Tilera and Quanta are not revealing all that much about the future S2Q servers, but they did put out some details. The server uses so-called "twin" half-width server boards, and according to Ihab Bishara, director of cloud computing applications at Tilera, it's based roughly on an x64 mobo design that has been rejiggered to support the TilePro64 processor. The TilePro64 chip is made by Taiwan Semiconductor Manufacturing Corp using a 90 nanometer process and was announced in September 2008.
It has 64 cores on a single die (in an 8x8 grid) along with 16 KB of L1 cache per core, 5.6 MB of L2/L3 cache per core. The L2 caches are made coherent by the iMesh mesh interconnect and function like an L3 as well as segmented L2 caches for each core. Wrapped around the Tile cores are four DDR2 main memory controllers, two Gigabit Ethernet ports, two PCI Express controllers, two 10 Gb/sec XAUI interfaces, and two flexible I/O interfaces to support peripherals like as compact flash memory or disk drives.
The iMesh network on the chip is actually five separate networks to handle memory access, streaming packet transfers, user data network, cache misses, and interprocess communications. That iMesh also allows for a Linux instance to span multiple cores, SMP-style, to scale up performance as needed for a single Linux workload. The exact limits of this iMesh SMP capability have not been divulged.
For the SQ2 server, Quanta opted for the TilePro64 running at 900 MHz, which is a bit faster than the standard 700 MHz and 866 MHz parts that started shipping in October 2009. Each twin mobo in the Quanta SQ2 server has two of the TilePro64 processors on it, plus eight DDR2 memory slots per processor, as you can see below:
As Bishara points out, there is a lot of air on that board and therefore plenty of opportunity to cram more components on it and still stay in the twin mobo form factor. The SQ2 server will support 4 GB DDR2 memory sticks running at 667 MHz (with ECC), for a maximum capacity of 64 GB per module. The TilePro64 processors act as a single node, meaning there is not symmetric multiprocessing linking their cache or main memories, so each node has 64 cores and up to 32 GB of memory.
The Quanta system board has four Gigabit Ethernet ports, four 10 Gigabit Ethernet ports with SFP+ connectors and two 10/100 Mbit Ethernet ports for IMPI 2.0 remote management, as cloudy infrastructure users like. (If you have clusters with failover for applications built in, as cloud workloads do, you don't need a full-blown service processor for the server.)
The board also has two 10/100 Mbit Ethernet ports for plugging in management consoles. The Tile64Pro chip would allow as many as sixteen Gigabit Ethernet and eight 10 Gigabit Ethernet ports to be put on the board without adding any auxiliary chips to the mobo. (Half of each of these components is dedicated to each Tile64Pro processor.)
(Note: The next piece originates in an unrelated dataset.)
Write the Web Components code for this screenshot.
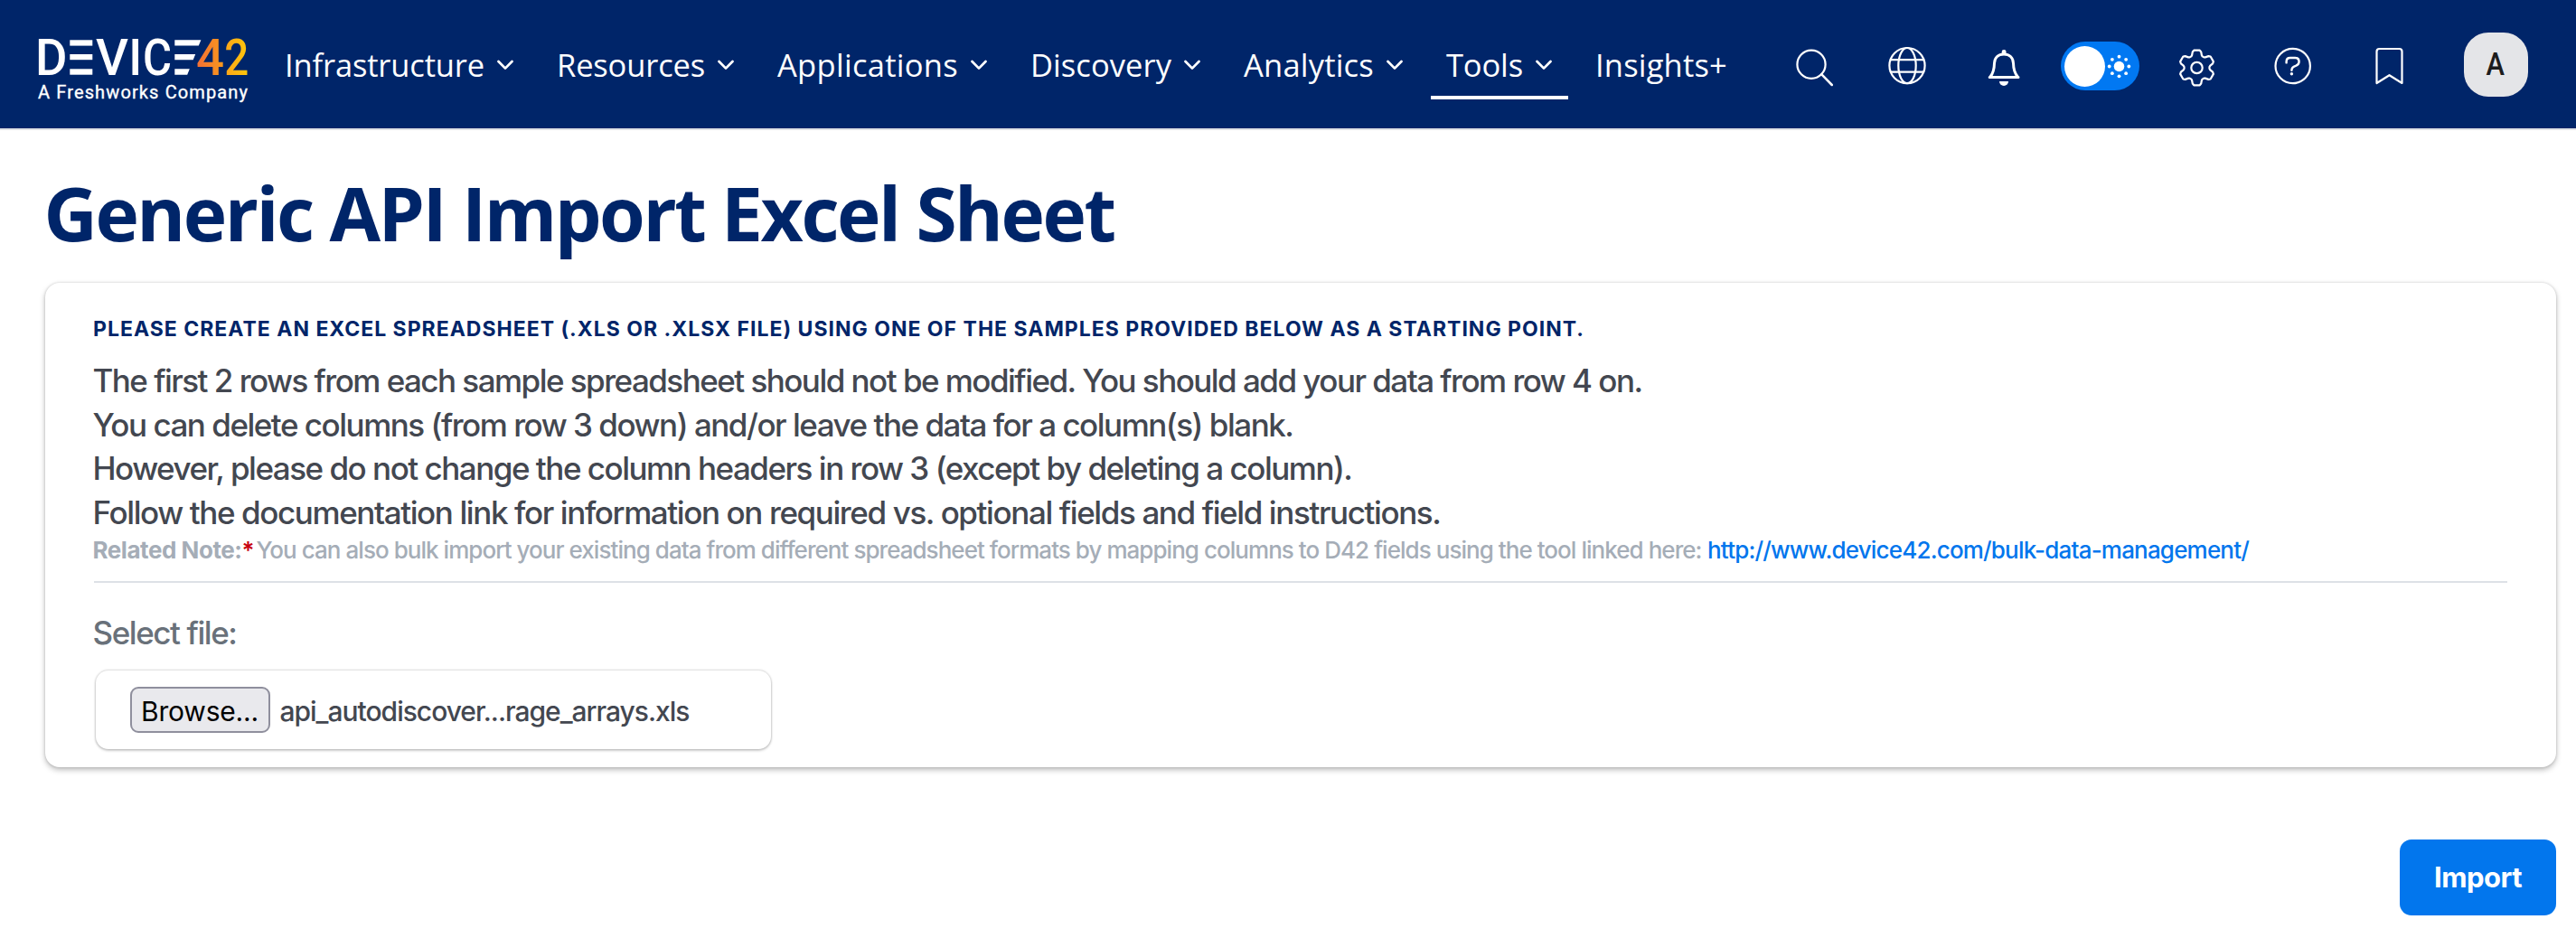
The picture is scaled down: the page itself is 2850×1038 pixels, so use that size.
<!DOCTYPE html>
<html lang="en">
<head>
<meta charset="utf-8">
<title>Generic API Import Excel Sheet</title>
<style>
  body { margin: 0; background: #fff; font-family: Inter, "Liberation Sans", sans-serif; }
</style>
</head>
<body>
<d42-page></d42-page>
<script>
const define = (name, html, setup) => customElements.define(name, class extends HTMLElement {
  connectedCallback() {
    if (this.shadowRoot) return;
    const root = this.attachShadow({ mode: 'open' });
    const t = document.createElement('template');
    t.innerHTML = html;
    root.append(t.content.cloneNode(true));
    if (setup) setup(this, root);
  }
});

/* One line of text, tracked to an exact measure given by w. */
define('fit-text', `<style>
  :host { display: block; white-space: pre; }
  span { display: inline-block; }
</style><span><slot></slot></span>`, (el, root) => {
  const w = parseFloat(el.getAttribute('w'));
  const span = root.querySelector('span');
  el.style.width = w + 'px';
  const natural = span.getBoundingClientRect().width;
  span.style.letterSpacing = ((w - natural) / el.textContent.length) + 'px';
});

define('d42-logo', `<style>
  :host { display: block; width: 234px; height: 80px; }
  svg { display: block; overflow: visible; }
  text { font-family: Roboto, sans-serif; font-weight: 500; }
  .sub { font-weight: 400; stroke: #fff; stroke-width: .35px; }
</style>
<svg width="234" height="80" viewBox="41 40 234 80">
  <defs>
    <linearGradient id="g4" gradientUnits="userSpaceOnUse" x1="218" y1="0" x2="248" y2="0"><stop offset="0" stop-color="#f36f35"/><stop offset="1" stop-color="#f99a1c"/></linearGradient>
    <linearGradient id="g2" gradientUnits="userSpaceOnUse" x1="248" y1="0" x2="274" y2="0"><stop offset="0" stop-color="#fba31a"/><stop offset="1" stop-color="#ffc60b"/></linearGradient>
  </defs>
  <g fill="#fff" font-size="55">
    <text x="39" y="83" textLength="35.5" lengthAdjust="spacingAndGlyphs">D</text>
    <text x="75.5" y="83" textLength="27" lengthAdjust="spacingAndGlyphs">E</text>
    <text x="106" y="83" textLength="36" lengthAdjust="spacingAndGlyphs">V</text>
    <text x="142.3" y="83" textLength="15" lengthAdjust="spacingAndGlyphs">I</text>
    <text x="158" y="83" textLength="32" lengthAdjust="spacingAndGlyphs">C</text>
    <text x="191.5" y="83" textLength="18" lengthAdjust="spacingAndGlyphs">E</text>
    <text x="217" y="83" textLength="31" lengthAdjust="spacingAndGlyphs" fill="url(#g4)">4</text>
    <text x="248.2" y="83" textLength="27" lengthAdjust="spacingAndGlyphs" fill="url(#g2)">2</text>
  </g>
  <g fill="#002569"><rect x="76" y="43" width="26.8" height="41"/><rect x="192" y="43" width="18" height="41"/></g>
  <g fill="#fff">
    <rect x="77.3" y="44.3" width="25" height="6.3"/><rect x="77.3" y="60" width="25" height="6.2"/><rect x="77.3" y="76.3" width="25" height="6.4"/>
    <path d="M193.3 44.3H222.4L219.8 50.6H193.3ZM193.3 60H216.2L213.7 66.2H193.3ZM193.3 76.3H209.8L207.2 82.7H193.3Z"/>
  </g>
  <text class="sub" x="42" y="109" font-size="20" fill="#fff" textLength="232">A Freshworks Company</text>
</svg>`);

define('nav-item', `<style>
  :host { display: flex; align-items: center; height: 78px; box-sizing: border-box; padding: 6px 18px 0 17px; gap: 14px; border-bottom: 4px solid transparent; }
  :host([active]) { border-color: #fff; }
  :host([plain]) svg { display: none; }
  svg { display: block; }
</style><slot></slot>
<svg width="18" height="12" viewBox="0 0 18 12" fill="none" stroke="#fff" stroke-width="2.7" stroke-linecap="round" stroke-linejoin="round"><path d="M1.5 2L9 9.6L16.5 2"/></svg>`);

const gear = (() => {
  let d = '';
  for (let k = 0; k < 6; k++)
    [[-26, 14], [-21, 15], [-15, 18.2], [-9.5, 19.6], [9.5, 19.6], [15, 18.2], [21, 15], [26, 14]].forEach(([a, r]) => {
      const t = (k * 60 + a) * Math.PI / 180;
      d += (d ? 'L' : 'M') + (23.5 + r * Math.sin(t)).toFixed(2) + ' ' + (28 - r * Math.cos(t)).toFixed(2);
    });
  return d + 'Z';
})();
const icons = {
  search: '<circle cx="20" cy="24.3" r="15.6"/><path d="M31.2 35.2L42.8 47" stroke-width="2.5"/>',
  globe: '<circle cx="24" cy="25.6" r="19.6"/><ellipse cx="24" cy="25.6" rx="9.7" ry="19.6"/><path d="M5.8 19.2H42.2M5.8 32.6H42.2"/>',
  bell: '<g stroke-width="3"><path d="M8.2 38.6H40M9 38C12.5 33.5 13.4 29 13.5 23C13.7 16.5 18 13 24 13S34.3 16.5 34.5 23C34.6 29 35.5 33.5 39.3 38"/></g><path d="M22.8 12V10.3a1.3 1.3 0 0 1 2.6 0V12Z" fill="#fff"/><path d="M19 43H29A5 5 0 0 1 19 43Z" fill="#fff" stroke="none"/>',
  gear: `<path d="${gear}"/><circle cx="23.5" cy="28" r="6.2"/>`,
  help: '<circle cx="23.7" cy="26" r="19.2"/><path d="M16.6 22.4V21.2Q16.6 17 20.8 17H26.4Q30.6 17 30.6 21.2Q30.6 24.4 26.8 25.8Q22.4 27.2 22.4 30.8" stroke-width="2.4"/><circle cx="22.4" cy="34.8" r="1.7" fill="#fff" stroke="none"/>',
  bookmark: '<path d="M9.5 45V10Q9.5 7 12.5 7H34.5Q37.5 7 37.5 10V45L23.5 36.2Z"/>'
};
define('top-icon', `<style>
  :host { display: block; width: 48px; height: 48px; flex: none; }
  svg { display: block; overflow: visible; }
</style><svg width="48" height="48" viewBox="0 0 48 48" fill="none" stroke="#fff" stroke-width="2.2" stroke-linecap="round" stroke-linejoin="round"></svg>`,
  (el, root) => { root.querySelector('svg').innerHTML = icons[el.getAttribute('name')]; });

define('theme-toggle', `<style>
  :host { display: flex; align-items: center; box-sizing: border-box; width: 87px; height: 54px; padding: 0 9px 0 4px; border-radius: 27px; background: #0178f2; justify-content: space-between; }
  i { display: block; width: 45px; height: 45px; border-radius: 50%; background: #fff; }
  svg { display: block; }
</style><i></i><svg width="27" height="27" viewBox="-13.5 -13.5 27 27" fill="#fff"></svg>`, (el, root) => {
  let s = '<circle r="5.8"/>';
  for (let k = 0; k < 8; k++) s += `<circle cx="${10.8 * Math.cos(k * Math.PI / 4)}" cy="${10.8 * Math.sin(k * Math.PI / 4)}" r="1.9"/>`;
  root.querySelector('svg').innerHTML = s;
});

define('user-avatar', `<style>
  :host { display: flex; align-items: center; justify-content: center; width: 71px; height: 71px; border-radius: 27px; background: #e4e5e8; color: #1c1c1c; font: 500 35px/71px Roboto, sans-serif; }
  span { transform: scaleX(.88); margin-right: 2px; }
</style><span><slot></slot></span>`);

define('top-bar', `<style>
  :host { display: flex; align-items: center; height: 142px; box-sizing: content-box; background: #002569; border-bottom: 2px solid #e0e2e6; color: #fff; font: 500 34.5px/48px "Open Sans", sans-serif; }
  d42-logo { margin: 18px 0 0 41px; }
  nav { display: flex; gap: 13px; margin-left: 23px; flex: 1; }
  .tools { display: flex; align-items: center; padding-right: 53px; }
</style>
<d42-logo></d42-logo>
<nav>
  <nav-item><fit-text w="221">Infrastructure</fit-text></nav-item>
  <nav-item><fit-text w="164">Resources</fit-text></nav-item>
  <nav-item><fit-text w="200">Applications</fit-text></nav-item>
  <nav-item><fit-text w="156">Discovery</fit-text></nav-item>
  <nav-item><fit-text w="144">Analytics</fit-text></nav-item>
  <nav-item active><fit-text w="85">Tools</fit-text></nav-item>
  <nav-item plain><fit-text w="146">Insights+</fit-text></nav-item>
</nav>
<div class="tools">
  <top-icon name="search"></top-icon>
  <top-icon name="globe" style="margin-left:54px"></top-icon>
  <top-icon name="bell" style="margin-left:59px"></top-icon>
  <theme-toggle style="margin:4px 0 0 39px"></theme-toggle>
  <top-icon name="gear" style="margin-left:40px"></top-icon>
  <top-icon name="help" style="margin-left:58px"></top-icon>
  <top-icon name="bookmark" style="margin-left:59px"></top-icon>
  <user-avatar style="margin-left:58px">A</user-avatar>
</div>`);

define('file-picker', `<style>
  :host { display: flex; align-items: center; box-sizing: border-box; width: 747px; height: 87px; margin-left: 1.5px; padding-left: 38px; gap: 11px; border-radius: 14px; background: #fff; box-shadow: 0 0 2px 1px rgba(0,0,0,.14), 0 2px 3px rgba(0,0,0,.16); font-size: 30px; line-height: 40px; color: #434750; }
  button { display: flex; align-items: center; justify-content: center; box-sizing: border-box; width: 155px; height: 51px; padding: 2px 0 0; border: 2px solid #8f8f9d; border-radius: 9px; background: #e9e9ed; color: #000; font: inherit; }
  fit-text.name { padding-top: 2px; font-weight: 450; }
</style>
<button><fit-text w="130">Browse...</fit-text></button><fit-text class="name" w="453">api_autodiscover...rage_arrays.xls</fit-text>`);

define('import-card', `<style>
  :host { display: block; box-sizing: border-box; width: 2778px; height: 535.5px; padding: 35.6px 54px 0; border-radius: 16px; background: #fff; box-shadow: 0 0 3px rgba(0,0,0,.16), 0 3px 6px rgba(0,0,0,.26); }
  .lead { margin: 0 0 18.4px -1px; font: 650 23px/30px Inter, sans-serif; color: #002569; }
  .line { margin-left: -1.5px; font-size: 35px; font-weight: 450; line-height: 48.6px; color: #434750; }
  .note { display: flex; align-items: baseline; margin: 1.5px 0 0 -1.5px; font-size: 26px; line-height: 32px; color: #a5adb7; font-weight: 450; }
  .note b { font-weight: 650; display: flex; }
  .star { color: #c80010; width: 12px; font-weight: 600; }
  a { color: #0276ed; text-decoration: none; margin-left: 6.5px; }
  hr { margin: 18px 0 31px; border: 0; height: 2px; background: #dde1e6; }
  .label { margin: 0 0 18.5px -1.5px; font-size: 35px; font-weight: 450; line-height: 48px; color: #69717a; }
</style>
<h2 class="lead"><fit-text w="1650">PLEASE CREATE AN EXCEL SPREADSHEET (.XLS OR .XLSX FILE) USING ONE OF THE SAMPLES PROVIDED BELOW AS A STARTING POINT.</fit-text></h2>
<fit-text class="line" w="1714">The first 2 rows from each sample spreadsheet should not be modified. You should add your data from row 4 on.</fit-text>
<fit-text class="line" w="1328">You can delete columns (from row 3 down) and/or leave the data for a column(s) blank.</fit-text>
<fit-text class="line" w="1393">However, please do not change the column headers in row 3 (except by deleting a column).</fit-text>
<fit-text class="line" w="1491">Follow the documentation link for information on required vs. optional fields and field instructions.</fit-text>
<div class="note"><b><fit-text w="165">Related Note:</fit-text></b><span class="star">*</span><fit-text style="margin-left:4px" w="1599">You can also bulk import your existing data from different spreadsheet formats by mapping columns to D42 fields using the tool linked here:</fit-text><a href="#"><fit-text w="599">http://www.device42.com/bulk-data-management/</fit-text></a></div>
<hr>
<fit-text class="label" w="159">Select file:</fit-text>
<file-picker></file-picker>`);

define('primary-button', `<style>
  :host { display: flex; }
  button { display: flex; align-items: center; justify-content: center; width: 173px; height: 84px; padding: 0; border: 0; border-radius: 13px; background: #0276ed; color: #fff; font: 650 31px/40px Inter, sans-serif; }
</style><button><slot></slot></button>`);

define('d42-page', `<style>
  :host { display: block; height: 1038px; overflow: hidden; }
  main { display: flex; flex-direction: column; padding: 41px 22px 0 50px; }
  h1 { margin: 0 0 28px -1.5px; font: 700 82px/100px "Open Sans", sans-serif; color: #002569; }
  primary-button { align-self: flex-end; margin-top: 80.5px; }
</style>
<top-bar></top-bar>
<main>
  <h1><fit-text w="1184">Generic API Import Excel Sheet</fit-text></h1>
  <import-card></import-card>
  <primary-button><fit-text w="97">Import</fit-text></primary-button>
</main>`);
</script>
</body>
</html>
The QS2 system boards are hot-pluggable too, which means you can yank one out and replace it without having to power down the entire box - something cloudy infrastructure users want very much. The Quanta SQ2 server design slides four of these modules into a 2U twin-style chassis, for a total of eight nodes. The chassis has two dozen 2.5-inch drive bays in the front of the unit, which can have SAS or SATA disk drives or solid state drives hot-plugged into them.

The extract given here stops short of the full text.